▶ [Exercise objective] Print nothing but the lines from the start of the listing below through the line that contains "const buttons = ['OK', 'Cancel', 'Apply', 'Delete', 'Help'];". Do not include the pictures.

▶ [Source material]
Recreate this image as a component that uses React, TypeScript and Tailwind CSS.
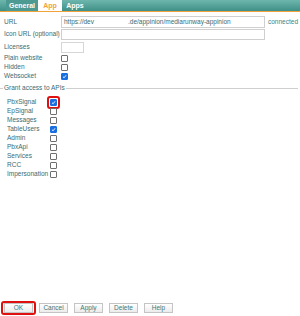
import React from 'react';

const font = { fontFamily: '"Liberation Sans", Arial, sans-serif' };

const Check: React.FC<{ checked?: boolean; marked?: boolean }> = ({ checked, marked }) => (
  <span className="relative inline-flex">
    <span
      className={
        checked
          ? 'w-[7px] h-[7px] rounded-[1px] bg-[#1a6fe0] border border-[#1a6fe0] flex items-center justify-center'
          : 'w-[7px] h-[7px] rounded-[1px] bg-white border border-[#6f6f6f]'
      }
    >
      {checked && (
        <svg width="5" height="5" viewBox="0 0 10 10">
          <path d="M2 5.5 L4.2 7.5 L8.2 2.5" stroke="white" strokeWidth="1.8" fill="none" />
        </svg>
      )}
    </span>
    {marked && <span className="absolute -inset-[3px] border-2 border-[#e01010] rounded-[3px]" />}
  </span>
);

const apis: { name: string; checked: boolean; marked?: boolean }[] = [
  { name: 'PbxSignal', checked: true, marked: true },
  { name: 'EpSignal', checked: false },
  { name: 'Messages', checked: false },
  { name: 'TableUsers', checked: true },
  { name: 'Admin', checked: false },
  { name: 'PbxApi', checked: false },
  { name: 'Services', checked: false },
  { name: 'RCC', checked: false },
  { name: 'Impersonation', checked: false },
];

const buttons = ['OK', 'Cancel', 'Apply', 'Delete', 'Help'];

export default function App() {
  return (
    <div className="w-[300px] h-[316px] bg-white flex flex-col text-[6.5px] leading-none text-[#3b6b70]" style={font}>
      {/* tabs */}
      <div className="h-[12px] flex items-end bg-gradient-to-b from-[#6db6ad] to-[#3e9088] border-b border-[#f2a23a] pl-[6px] text-[7px]">
        <div className="h-[11px] w-[32px] flex items-center justify-center font-bold text-white bg-[#4c9a91]">General</div>
        <div className="h-[11px] w-[24px] flex items-center justify-center font-bold text-[#f2a23a] bg-white">App</div>
        <div className="h-[11px] w-[26px] flex items-center justify-center font-bold text-white">Apps</div>
      </div>

      {/* main fields */}
      <div className="flex items-center h-[12px] mt-[4px]">
        <span className="w-[61px] pl-[4px]">URL</span>
        <div className="w-[204px] h-[12px] border border-[#cfcfcf] flex items-center pl-[2px] text-[#3b6b70]">
          <span>https://dev</span>
          <span className="ml-[34px]">.de/appinion/mediarunway-appinion</span>
        </div>
        <span className="ml-[3px] text-[#3a8585]">connected</span>
      </div>
      <div className="flex items-center h-[11px] mt-[1px]">
        <span className="w-[61px] pl-[4px]">Icon URL (optional)</span>
        <div className="w-[204px] h-[11px] border border-[#cfcfcf]" />
      </div>
      <div className="flex items-center h-[11px] mt-[2px]">
        <span className="w-[61px] pl-[4px]">Licenses</span>
        <div className="w-[23px] h-[11px] border border-[#d6d6d6]" />
      </div>
      <div className="flex items-center h-[9px] mt-[1px]">
        <span className="w-[61px] pl-[4px]">Plain website</span>
        <Check />
      </div>
      <div className="flex items-center h-[9px]">
        <span className="w-[61px] pl-[4px]">Hidden</span>
        <Check />
      </div>
      <div className="flex items-center h-[9px]">
        <span className="w-[61px] pl-[4px]">Websocket</span>
        <Check checked />
      </div>

      {/* fieldset */}
      <div className="flex items-center mt-[4px] h-[7px] pr-[2px]">
        <span className="w-[3px] h-px bg-[#cfcfcf]" />
        <span className="px-[1px]">Grant access to APIs</span>
        <span className="flex-1 h-px bg-[#cfcfcf]" />
      </div>
      <div className="flex flex-col mt-[6px]">
        {apis.map((a) => (
          <div key={a.name} className="flex items-center h-[9px]">
            <span className="w-[50px] pl-[7px]">{a.name}</span>
            <Check checked={a.checked} marked={a.marked} />
          </div>
        ))}
      </div>

      {/* buttons */}
      <div className="mt-auto mb-[3px] flex items-center pl-[4px] gap-[6px]">
        {buttons.map((b) => (
          <div key={b} className="relative">
            <div className="w-[29px] h-[10px] border border-[#c4c4c4] bg-gradient-to-b from-white to-[#ececec] flex items-center justify-center text-[#3a7a7a]">
              {b}
            </div>
            {b === 'OK' && <span className="absolute -inset-x-[3px] -inset-y-[2px] border-2 border-[#e01010] rounded-[3px]" />}
          </div>
        ))}
      </div>
    </div>
  );
}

▶ [The result]
Recreate this image as a component that uses React, TypeScript and Tailwind CSS.
import React from 'react';

const font = { fontFamily: '"Liberation Sans", Arial, sans-serif' };

const Check: React.FC<{ checked?: boolean; marked?: boolean }> = ({ checked, marked }) => (
  <span className="relative inline-flex">
    <span
      className={
        checked
          ? 'w-[7px] h-[7px] rounded-[1px] bg-[#1a6fe0] border border-[#1a6fe0] flex items-center justify-center'
          : 'w-[7px] h-[7px] rounded-[1px] bg-white border border-[#6f6f6f]'
      }
    >
      {checked && (
        <svg width="5" height="5" viewBox="0 0 10 10">
          <path d="M2 5.5 L4.2 7.5 L8.2 2.5" stroke="white" strokeWidth="1.8" fill="none" />
        </svg>
      )}
    </span>
    {marked && <span className="absolute -inset-[3px] border-2 border-[#e01010] rounded-[3px]" />}
  </span>
);

const apis: { name: string; checked: boolean; marked?: boolean }[] = [
  { name: 'PbxSignal', checked: true, marked: true },
  { name: 'EpSignal', checked: false },
  { name: 'Messages', checked: false },
  { name: 'TableUsers', checked: true },
  { name: 'Admin', checked: false },
  { name: 'PbxApi', checked: false },
  { name: 'Services', checked: false },
  { name: 'RCC', checked: false },
  { name: 'Impersonation', checked: false },
];

const buttons = ['OK', 'Cancel', 'Apply', 'Delete', 'Help'];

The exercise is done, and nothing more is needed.